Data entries
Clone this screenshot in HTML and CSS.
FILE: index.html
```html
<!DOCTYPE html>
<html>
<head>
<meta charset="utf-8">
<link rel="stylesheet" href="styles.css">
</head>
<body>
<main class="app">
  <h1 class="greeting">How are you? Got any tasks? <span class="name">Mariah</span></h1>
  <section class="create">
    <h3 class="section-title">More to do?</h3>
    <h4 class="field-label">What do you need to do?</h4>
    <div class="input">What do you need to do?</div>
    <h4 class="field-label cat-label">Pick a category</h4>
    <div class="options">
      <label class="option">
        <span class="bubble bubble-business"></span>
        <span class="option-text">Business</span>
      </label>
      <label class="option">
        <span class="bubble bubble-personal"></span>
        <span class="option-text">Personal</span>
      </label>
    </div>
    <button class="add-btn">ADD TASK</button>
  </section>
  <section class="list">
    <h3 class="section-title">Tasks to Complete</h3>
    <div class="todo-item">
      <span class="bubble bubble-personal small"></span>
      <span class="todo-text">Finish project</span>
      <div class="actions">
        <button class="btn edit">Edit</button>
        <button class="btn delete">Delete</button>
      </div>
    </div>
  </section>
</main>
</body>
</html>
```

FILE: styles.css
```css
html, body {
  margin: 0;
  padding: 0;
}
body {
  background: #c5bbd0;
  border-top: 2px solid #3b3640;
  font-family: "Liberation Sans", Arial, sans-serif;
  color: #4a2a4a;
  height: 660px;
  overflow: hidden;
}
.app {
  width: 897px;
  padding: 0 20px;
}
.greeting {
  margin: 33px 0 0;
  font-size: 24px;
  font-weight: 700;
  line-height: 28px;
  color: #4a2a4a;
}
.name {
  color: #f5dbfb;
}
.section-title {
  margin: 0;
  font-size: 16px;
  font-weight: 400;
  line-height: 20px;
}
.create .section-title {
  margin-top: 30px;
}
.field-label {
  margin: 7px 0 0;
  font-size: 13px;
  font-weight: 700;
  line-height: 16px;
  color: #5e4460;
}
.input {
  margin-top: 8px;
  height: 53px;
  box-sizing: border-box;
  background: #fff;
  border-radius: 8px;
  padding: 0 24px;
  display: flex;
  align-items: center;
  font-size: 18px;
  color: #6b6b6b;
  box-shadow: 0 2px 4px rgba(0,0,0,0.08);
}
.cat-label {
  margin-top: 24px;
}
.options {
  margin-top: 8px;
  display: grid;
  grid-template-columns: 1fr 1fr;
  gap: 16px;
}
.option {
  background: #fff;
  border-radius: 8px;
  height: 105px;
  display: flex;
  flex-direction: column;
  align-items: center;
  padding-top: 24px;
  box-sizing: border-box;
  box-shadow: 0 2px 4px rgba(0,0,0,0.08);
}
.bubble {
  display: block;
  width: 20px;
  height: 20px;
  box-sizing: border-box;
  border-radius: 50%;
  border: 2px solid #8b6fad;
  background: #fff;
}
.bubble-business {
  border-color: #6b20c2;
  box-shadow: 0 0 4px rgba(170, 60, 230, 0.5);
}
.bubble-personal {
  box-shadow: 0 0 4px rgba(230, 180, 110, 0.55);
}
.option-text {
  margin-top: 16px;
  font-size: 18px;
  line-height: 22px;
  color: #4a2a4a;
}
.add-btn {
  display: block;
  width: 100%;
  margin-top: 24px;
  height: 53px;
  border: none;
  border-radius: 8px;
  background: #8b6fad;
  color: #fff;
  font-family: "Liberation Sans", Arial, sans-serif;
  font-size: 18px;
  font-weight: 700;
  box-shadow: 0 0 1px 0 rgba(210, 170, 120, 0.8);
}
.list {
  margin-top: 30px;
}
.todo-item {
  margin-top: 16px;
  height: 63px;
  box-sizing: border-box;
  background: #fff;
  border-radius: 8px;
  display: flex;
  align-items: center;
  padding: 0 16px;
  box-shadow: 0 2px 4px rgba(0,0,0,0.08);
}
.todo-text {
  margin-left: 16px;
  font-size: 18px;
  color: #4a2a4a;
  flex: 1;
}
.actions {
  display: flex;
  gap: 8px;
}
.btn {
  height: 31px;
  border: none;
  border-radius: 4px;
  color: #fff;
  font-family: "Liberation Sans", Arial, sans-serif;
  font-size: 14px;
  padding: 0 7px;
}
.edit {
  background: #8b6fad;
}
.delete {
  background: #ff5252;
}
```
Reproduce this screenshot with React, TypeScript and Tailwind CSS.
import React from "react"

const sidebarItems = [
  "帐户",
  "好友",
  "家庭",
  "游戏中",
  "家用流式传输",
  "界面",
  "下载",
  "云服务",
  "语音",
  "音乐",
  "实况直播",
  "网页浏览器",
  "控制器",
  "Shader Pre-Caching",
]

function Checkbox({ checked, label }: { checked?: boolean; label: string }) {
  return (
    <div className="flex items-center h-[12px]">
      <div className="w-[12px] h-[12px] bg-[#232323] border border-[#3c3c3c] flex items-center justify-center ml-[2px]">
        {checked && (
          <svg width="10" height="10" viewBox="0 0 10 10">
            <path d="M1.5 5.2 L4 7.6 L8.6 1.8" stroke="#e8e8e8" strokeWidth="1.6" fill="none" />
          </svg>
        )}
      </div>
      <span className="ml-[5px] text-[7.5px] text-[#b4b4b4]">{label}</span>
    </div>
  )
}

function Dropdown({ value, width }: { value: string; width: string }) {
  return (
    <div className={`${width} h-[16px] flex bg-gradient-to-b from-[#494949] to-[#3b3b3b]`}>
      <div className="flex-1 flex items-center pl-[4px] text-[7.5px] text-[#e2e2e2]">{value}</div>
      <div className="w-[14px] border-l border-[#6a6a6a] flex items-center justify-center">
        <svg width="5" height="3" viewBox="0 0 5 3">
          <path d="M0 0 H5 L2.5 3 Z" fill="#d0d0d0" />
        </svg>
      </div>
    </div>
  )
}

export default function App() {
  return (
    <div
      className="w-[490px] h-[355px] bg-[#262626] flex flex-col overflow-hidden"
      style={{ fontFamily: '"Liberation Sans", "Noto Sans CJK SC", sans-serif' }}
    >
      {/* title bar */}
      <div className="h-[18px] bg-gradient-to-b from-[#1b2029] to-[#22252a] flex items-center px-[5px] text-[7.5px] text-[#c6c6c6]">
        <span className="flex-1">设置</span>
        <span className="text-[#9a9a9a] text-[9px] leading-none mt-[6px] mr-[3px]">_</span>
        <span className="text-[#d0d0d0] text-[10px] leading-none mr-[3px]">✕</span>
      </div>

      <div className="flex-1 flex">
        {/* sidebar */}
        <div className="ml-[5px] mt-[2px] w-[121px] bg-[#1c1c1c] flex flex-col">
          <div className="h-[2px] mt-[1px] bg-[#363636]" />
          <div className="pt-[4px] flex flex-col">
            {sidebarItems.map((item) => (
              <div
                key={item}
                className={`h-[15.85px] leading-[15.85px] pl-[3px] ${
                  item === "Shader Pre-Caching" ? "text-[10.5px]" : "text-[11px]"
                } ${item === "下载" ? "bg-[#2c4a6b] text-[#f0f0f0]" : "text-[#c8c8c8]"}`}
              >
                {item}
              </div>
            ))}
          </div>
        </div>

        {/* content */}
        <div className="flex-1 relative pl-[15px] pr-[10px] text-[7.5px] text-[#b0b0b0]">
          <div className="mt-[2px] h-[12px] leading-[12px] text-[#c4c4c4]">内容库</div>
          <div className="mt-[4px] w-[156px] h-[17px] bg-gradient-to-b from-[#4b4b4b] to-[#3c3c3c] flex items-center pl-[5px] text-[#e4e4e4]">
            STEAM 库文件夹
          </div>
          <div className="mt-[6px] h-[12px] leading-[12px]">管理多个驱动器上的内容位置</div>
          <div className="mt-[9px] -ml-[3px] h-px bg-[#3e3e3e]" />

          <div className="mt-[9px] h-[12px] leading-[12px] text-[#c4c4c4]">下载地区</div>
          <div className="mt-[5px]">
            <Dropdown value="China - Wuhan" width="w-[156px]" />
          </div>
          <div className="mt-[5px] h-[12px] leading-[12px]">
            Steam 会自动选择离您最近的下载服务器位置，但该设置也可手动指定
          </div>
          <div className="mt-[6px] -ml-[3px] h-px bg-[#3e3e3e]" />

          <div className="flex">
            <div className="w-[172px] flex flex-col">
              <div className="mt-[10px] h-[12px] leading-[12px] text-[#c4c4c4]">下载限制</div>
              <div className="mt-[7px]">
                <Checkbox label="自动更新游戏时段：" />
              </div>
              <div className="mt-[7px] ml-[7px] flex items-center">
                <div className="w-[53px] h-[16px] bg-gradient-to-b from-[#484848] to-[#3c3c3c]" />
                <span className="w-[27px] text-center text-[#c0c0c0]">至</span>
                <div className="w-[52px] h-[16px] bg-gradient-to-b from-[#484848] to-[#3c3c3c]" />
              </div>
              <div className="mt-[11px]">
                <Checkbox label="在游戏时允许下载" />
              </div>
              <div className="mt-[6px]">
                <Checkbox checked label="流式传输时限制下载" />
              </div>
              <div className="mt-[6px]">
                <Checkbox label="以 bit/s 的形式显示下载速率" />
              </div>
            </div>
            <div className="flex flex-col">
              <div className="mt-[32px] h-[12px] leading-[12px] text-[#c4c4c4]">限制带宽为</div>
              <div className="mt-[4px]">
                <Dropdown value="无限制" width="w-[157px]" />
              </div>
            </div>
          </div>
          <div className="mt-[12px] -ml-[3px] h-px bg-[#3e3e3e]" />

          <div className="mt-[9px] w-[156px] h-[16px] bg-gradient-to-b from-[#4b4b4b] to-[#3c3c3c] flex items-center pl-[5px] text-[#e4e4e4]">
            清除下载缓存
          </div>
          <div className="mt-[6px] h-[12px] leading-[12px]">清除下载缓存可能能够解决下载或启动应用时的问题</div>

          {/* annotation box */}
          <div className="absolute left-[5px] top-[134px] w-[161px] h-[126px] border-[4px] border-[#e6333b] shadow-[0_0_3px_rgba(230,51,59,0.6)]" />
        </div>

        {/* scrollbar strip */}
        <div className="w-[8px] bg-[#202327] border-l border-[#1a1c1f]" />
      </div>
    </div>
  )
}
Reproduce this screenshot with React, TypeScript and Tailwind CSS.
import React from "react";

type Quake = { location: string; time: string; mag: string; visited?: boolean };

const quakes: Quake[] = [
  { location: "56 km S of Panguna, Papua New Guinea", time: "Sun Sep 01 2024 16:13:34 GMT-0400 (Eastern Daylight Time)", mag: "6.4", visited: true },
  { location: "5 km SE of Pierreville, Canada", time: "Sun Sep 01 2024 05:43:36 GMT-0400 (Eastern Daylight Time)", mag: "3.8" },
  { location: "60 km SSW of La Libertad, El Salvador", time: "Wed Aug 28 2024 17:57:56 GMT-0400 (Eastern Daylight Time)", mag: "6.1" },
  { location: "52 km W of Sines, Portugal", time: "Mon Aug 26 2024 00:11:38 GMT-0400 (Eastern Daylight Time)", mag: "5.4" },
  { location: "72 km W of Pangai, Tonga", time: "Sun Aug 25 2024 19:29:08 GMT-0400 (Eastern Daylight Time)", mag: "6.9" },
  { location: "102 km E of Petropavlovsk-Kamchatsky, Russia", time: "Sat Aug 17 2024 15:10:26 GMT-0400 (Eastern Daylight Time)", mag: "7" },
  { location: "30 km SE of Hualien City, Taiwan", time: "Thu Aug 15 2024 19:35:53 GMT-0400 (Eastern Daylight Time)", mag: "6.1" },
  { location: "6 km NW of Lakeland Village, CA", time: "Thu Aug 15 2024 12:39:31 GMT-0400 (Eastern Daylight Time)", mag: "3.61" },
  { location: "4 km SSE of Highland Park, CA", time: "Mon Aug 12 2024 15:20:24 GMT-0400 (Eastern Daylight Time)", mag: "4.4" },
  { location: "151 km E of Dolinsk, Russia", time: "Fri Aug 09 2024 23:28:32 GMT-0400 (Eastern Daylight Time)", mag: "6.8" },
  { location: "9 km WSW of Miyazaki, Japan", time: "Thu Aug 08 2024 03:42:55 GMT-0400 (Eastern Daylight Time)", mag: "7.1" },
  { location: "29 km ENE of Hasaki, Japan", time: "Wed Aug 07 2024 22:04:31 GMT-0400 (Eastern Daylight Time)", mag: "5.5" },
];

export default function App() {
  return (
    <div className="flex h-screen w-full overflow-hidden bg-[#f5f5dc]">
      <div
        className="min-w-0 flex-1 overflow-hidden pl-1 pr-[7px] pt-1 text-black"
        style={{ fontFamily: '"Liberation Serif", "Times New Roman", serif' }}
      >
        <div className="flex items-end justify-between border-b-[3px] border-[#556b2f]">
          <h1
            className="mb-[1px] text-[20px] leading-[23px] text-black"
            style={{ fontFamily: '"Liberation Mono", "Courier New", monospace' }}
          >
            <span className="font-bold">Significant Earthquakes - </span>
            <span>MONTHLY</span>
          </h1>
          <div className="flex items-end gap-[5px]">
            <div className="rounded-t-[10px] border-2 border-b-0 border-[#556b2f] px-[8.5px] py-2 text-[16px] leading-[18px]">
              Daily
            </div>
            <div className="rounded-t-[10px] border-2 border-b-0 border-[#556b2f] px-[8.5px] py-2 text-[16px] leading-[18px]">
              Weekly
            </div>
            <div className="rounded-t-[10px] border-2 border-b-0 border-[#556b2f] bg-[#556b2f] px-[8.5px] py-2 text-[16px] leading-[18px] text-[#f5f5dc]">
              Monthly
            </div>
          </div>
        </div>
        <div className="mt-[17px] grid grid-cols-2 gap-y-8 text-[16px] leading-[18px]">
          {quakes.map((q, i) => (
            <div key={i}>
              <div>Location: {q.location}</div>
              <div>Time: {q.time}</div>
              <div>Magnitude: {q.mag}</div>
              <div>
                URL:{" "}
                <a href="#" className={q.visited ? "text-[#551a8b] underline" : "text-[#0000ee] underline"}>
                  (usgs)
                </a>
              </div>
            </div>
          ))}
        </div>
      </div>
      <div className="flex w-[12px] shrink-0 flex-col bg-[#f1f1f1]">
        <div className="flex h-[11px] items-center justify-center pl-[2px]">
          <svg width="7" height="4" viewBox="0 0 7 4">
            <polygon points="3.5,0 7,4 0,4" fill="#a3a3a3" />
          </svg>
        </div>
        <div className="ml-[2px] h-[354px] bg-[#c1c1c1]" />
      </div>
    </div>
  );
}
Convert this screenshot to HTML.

> **WHAT IS NEEDED**: State the number of lines in the preceding entries that include the word "React". Provide nothing else.

> **WRITTEN RESPONSE**: 4